[Records from a data source]
_ _ _ _
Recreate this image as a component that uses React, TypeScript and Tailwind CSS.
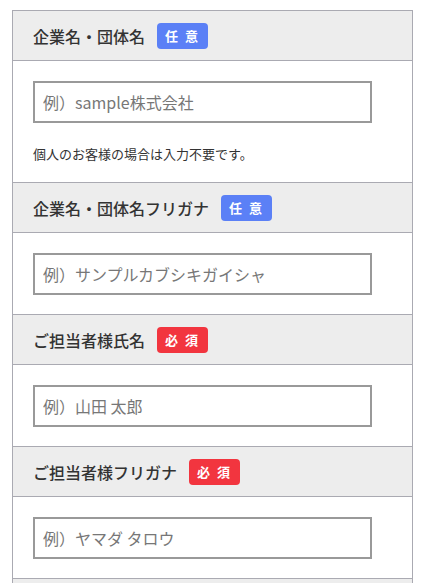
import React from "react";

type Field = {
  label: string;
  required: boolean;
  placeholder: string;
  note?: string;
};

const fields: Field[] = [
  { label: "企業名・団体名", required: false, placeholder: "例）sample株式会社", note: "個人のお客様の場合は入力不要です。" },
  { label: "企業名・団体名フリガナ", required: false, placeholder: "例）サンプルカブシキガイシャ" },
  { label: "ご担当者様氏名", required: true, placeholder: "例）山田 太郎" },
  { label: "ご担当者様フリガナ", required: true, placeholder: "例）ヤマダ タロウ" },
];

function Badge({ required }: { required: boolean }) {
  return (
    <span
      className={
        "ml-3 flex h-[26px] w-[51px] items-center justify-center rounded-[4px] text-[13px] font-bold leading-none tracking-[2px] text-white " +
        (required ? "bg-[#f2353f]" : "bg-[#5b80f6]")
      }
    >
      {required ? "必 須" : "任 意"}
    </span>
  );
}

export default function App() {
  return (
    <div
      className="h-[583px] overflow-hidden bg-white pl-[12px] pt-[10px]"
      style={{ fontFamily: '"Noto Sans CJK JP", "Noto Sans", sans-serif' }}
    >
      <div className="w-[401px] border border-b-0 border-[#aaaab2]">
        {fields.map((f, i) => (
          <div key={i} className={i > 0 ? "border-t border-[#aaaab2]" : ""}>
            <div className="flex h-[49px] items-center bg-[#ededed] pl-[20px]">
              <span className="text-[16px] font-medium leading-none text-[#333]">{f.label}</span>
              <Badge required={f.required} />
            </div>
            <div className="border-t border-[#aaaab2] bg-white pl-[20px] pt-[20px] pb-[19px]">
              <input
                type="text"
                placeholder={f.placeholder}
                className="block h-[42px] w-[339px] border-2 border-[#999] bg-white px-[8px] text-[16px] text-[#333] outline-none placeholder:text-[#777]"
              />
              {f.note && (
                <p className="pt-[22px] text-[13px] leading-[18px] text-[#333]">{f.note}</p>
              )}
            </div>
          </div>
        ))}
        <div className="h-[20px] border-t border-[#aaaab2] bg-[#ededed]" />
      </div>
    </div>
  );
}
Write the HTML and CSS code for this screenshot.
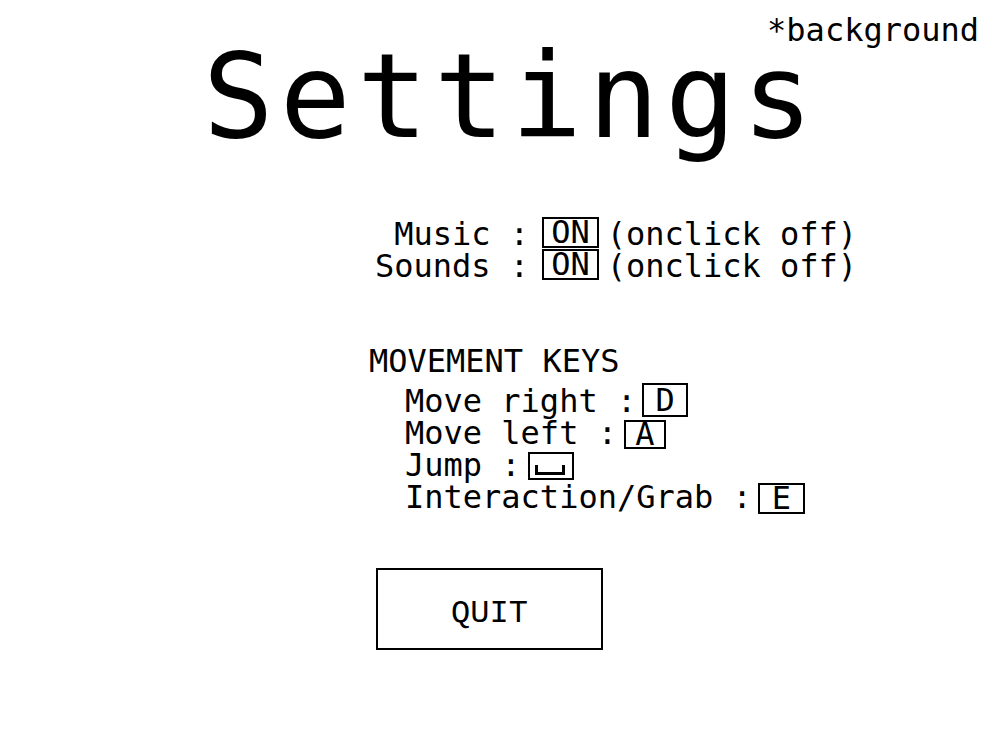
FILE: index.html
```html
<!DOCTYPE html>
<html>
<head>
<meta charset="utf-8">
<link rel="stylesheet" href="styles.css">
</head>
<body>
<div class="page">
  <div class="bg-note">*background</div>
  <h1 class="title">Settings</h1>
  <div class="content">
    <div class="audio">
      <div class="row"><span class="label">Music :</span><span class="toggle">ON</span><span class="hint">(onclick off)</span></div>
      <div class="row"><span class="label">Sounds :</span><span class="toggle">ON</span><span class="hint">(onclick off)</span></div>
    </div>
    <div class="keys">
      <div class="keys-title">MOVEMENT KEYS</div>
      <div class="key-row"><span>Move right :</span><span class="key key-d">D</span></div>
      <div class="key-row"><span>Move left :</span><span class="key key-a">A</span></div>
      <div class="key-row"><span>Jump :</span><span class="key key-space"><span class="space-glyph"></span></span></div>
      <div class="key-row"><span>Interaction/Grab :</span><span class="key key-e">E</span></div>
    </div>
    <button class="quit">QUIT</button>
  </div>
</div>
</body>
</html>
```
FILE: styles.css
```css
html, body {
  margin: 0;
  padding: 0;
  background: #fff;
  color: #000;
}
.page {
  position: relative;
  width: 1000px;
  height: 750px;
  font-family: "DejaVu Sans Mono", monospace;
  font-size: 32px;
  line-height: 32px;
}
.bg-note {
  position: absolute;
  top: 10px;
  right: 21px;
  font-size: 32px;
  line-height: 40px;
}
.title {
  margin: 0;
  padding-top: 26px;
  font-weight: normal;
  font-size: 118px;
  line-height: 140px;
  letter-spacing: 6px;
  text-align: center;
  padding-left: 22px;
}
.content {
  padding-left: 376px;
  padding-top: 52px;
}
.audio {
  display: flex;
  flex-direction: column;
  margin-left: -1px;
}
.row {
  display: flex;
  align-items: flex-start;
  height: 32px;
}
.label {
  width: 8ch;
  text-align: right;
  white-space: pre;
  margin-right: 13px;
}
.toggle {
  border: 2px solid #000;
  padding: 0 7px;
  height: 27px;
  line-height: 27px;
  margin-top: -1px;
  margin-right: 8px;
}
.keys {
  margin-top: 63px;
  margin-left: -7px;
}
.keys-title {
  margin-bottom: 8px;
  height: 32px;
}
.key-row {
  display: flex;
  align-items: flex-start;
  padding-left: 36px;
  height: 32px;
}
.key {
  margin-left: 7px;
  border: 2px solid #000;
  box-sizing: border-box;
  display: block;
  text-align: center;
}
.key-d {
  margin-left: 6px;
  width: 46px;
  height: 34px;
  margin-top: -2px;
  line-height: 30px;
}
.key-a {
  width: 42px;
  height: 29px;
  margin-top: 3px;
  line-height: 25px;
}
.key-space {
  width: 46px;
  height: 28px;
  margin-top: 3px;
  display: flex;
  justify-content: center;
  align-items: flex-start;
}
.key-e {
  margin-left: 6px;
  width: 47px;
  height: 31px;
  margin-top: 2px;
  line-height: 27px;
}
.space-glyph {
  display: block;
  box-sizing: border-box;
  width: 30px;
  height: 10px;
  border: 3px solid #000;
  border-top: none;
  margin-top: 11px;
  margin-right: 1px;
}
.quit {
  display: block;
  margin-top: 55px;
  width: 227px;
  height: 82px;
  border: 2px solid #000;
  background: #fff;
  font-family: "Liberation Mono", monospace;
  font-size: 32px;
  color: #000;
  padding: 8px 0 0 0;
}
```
_ _ _ _
* _Exercise prompt_: In the records above, collect each line with "React".

* _Reply_:
Recreate this image as a component that uses React, TypeScript and Tailwind CSS.
import React from "react";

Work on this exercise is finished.